Wefald’s recommendations include ensuring the president/chancellor of a university is “centrally involved” in the search for a new football coach to asking famous alums and the president of the school’s faculty to be part of the committee — “and the school’s AD might even want to add a well-known shaman who might bring good fortune to the committee’s task of finding a good new coach,” Wefald wrote. Other recommendations are fairly straightforward, too.
One was that every member of the search should “carefully review the entire record of every candidate” to find out how they treat assistant coaches and players as well as their willingness to attend the various alumni-related events that are a staple of the spring in college football.
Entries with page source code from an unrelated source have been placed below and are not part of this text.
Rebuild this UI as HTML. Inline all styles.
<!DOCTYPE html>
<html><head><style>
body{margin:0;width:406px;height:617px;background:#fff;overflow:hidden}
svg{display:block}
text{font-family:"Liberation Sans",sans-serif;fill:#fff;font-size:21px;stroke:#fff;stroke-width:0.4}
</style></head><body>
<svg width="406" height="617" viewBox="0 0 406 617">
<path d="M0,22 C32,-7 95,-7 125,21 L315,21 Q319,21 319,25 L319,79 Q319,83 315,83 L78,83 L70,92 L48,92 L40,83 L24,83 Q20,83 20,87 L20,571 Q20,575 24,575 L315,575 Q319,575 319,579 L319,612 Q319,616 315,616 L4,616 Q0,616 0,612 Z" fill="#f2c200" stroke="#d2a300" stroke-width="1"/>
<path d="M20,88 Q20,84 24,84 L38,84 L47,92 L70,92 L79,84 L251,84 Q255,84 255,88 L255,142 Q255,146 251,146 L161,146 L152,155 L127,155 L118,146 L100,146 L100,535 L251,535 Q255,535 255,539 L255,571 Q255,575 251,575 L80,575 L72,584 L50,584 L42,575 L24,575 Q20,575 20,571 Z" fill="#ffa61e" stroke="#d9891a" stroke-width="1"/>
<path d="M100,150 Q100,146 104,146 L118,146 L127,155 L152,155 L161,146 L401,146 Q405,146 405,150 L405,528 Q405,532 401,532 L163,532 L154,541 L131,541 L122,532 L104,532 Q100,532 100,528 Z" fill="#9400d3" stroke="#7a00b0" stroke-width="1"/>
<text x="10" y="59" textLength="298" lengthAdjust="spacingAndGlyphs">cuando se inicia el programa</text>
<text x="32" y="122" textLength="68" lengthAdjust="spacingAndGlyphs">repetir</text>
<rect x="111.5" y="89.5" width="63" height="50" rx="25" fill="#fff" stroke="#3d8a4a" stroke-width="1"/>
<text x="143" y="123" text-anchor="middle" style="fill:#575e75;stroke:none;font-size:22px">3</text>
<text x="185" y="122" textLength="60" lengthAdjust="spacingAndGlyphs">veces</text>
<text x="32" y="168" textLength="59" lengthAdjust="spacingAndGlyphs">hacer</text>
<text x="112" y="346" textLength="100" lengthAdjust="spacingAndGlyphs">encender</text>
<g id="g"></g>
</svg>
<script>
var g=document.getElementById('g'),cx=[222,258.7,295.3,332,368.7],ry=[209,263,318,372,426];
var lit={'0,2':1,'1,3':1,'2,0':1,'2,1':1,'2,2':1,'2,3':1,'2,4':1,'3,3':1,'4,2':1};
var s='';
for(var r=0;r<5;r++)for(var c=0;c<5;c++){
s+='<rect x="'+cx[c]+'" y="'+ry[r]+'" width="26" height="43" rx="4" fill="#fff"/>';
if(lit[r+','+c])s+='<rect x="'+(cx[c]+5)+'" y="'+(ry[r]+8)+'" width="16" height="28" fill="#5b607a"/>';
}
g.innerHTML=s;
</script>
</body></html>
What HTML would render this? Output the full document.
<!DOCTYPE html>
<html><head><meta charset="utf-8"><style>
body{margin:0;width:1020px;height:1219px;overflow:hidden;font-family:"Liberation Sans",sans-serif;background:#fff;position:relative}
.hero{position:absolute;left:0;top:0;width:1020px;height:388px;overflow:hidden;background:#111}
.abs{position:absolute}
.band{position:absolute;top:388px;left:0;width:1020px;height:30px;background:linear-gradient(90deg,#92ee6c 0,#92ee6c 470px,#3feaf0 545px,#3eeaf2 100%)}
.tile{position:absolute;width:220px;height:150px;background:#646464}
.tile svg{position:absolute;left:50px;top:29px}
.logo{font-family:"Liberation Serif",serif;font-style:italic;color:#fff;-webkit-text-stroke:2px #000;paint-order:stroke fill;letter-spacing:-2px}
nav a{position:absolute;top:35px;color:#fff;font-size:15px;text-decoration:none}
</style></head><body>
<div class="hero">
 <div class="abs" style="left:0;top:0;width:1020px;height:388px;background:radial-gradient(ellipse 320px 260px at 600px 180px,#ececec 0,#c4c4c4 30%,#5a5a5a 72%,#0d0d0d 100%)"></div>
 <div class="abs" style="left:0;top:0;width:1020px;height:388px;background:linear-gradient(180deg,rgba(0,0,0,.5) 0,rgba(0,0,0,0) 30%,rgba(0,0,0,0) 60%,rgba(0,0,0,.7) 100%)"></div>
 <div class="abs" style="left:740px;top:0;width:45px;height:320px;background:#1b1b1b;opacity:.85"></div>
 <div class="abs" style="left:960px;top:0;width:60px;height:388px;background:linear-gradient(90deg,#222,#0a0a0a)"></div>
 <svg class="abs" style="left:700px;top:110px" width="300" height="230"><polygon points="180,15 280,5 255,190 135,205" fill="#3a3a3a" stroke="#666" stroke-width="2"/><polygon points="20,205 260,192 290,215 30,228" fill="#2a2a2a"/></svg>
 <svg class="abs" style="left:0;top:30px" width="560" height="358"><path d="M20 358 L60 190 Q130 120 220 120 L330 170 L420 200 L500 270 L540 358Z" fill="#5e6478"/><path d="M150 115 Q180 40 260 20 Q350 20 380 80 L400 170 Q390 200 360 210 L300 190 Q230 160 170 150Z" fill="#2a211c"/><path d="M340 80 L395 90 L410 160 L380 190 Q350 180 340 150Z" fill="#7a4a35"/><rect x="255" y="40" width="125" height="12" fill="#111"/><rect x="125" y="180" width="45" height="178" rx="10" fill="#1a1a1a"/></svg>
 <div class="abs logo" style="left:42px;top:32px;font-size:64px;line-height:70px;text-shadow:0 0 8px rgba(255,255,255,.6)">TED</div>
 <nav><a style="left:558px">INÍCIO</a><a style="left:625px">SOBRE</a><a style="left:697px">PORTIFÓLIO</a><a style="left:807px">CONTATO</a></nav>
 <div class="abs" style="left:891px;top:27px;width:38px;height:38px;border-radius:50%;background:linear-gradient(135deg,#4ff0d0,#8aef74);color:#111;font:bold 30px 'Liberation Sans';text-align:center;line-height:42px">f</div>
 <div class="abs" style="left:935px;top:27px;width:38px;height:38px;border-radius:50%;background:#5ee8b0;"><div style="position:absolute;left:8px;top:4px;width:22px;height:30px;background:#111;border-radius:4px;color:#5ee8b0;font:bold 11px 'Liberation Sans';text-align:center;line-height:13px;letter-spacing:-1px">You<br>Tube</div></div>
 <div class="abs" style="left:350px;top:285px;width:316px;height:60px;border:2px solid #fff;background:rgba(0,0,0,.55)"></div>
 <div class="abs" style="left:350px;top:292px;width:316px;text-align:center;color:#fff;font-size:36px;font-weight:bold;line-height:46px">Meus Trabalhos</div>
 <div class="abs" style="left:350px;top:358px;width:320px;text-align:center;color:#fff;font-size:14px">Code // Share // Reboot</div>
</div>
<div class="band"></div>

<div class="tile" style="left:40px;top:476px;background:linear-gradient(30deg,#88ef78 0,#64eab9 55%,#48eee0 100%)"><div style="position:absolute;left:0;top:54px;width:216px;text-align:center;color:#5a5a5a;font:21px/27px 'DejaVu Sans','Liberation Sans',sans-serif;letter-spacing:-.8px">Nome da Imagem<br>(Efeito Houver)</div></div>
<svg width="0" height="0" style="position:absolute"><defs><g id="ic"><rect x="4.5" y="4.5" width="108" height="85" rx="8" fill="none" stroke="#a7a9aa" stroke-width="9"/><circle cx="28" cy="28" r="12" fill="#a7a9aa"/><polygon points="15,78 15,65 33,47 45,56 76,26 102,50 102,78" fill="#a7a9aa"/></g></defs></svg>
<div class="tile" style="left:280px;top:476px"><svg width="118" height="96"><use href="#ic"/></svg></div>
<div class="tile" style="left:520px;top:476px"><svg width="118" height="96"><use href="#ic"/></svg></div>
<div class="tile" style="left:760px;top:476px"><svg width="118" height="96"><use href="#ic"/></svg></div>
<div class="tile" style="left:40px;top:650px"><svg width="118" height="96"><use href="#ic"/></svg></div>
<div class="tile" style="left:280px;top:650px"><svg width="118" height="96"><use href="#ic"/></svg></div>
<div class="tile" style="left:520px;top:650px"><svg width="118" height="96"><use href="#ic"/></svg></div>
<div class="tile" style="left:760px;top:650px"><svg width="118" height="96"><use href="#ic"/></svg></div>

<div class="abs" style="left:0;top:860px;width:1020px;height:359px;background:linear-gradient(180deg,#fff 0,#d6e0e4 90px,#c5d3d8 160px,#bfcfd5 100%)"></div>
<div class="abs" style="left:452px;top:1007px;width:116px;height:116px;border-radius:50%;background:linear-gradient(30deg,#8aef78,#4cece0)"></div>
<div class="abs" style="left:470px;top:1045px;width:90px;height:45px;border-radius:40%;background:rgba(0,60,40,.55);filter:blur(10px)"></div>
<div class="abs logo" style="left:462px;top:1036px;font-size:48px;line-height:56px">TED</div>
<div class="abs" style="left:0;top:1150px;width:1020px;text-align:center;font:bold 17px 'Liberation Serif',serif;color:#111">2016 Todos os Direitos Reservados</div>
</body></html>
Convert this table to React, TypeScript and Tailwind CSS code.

Finally, the person Wefald calls the “university CEO” as well as the athletics director should be in agreement on the final decision.
The two recommendations that aren’t standard fare deal with topics that have nothing to do with X’s and O’s. Wefald wrote that schools should place more of an emphasis on a coach’s mental makeup, suggesting that some schools should require the final candidates to take a psychological profile, perhaps similar to the ones NFL teams administer to college players entering the draft.
“There is a good chance that some candidates might be eliminated just by taking the test,” Wefald wrote. “It would be at least another test that the coaching applicant would take to determine especially if that coach would be the right fit at that school.”
In addition, Wefald felt it important for schools to include a sports psychologist on the search committee, paying special mind to the coach’s letter of recommendation. Wefald further stressed that the psychologist should have at least a half-hour to interview every finalist.
“The sports psychologists should focus in on the candidate’s personality,” Wefald wrote, “because, as we all know, coaches that win many games and are open, accessible, and treat people with respect — and have a good sense of humor — all of this will unquestionably help that coach not only win games, but its fans as well.”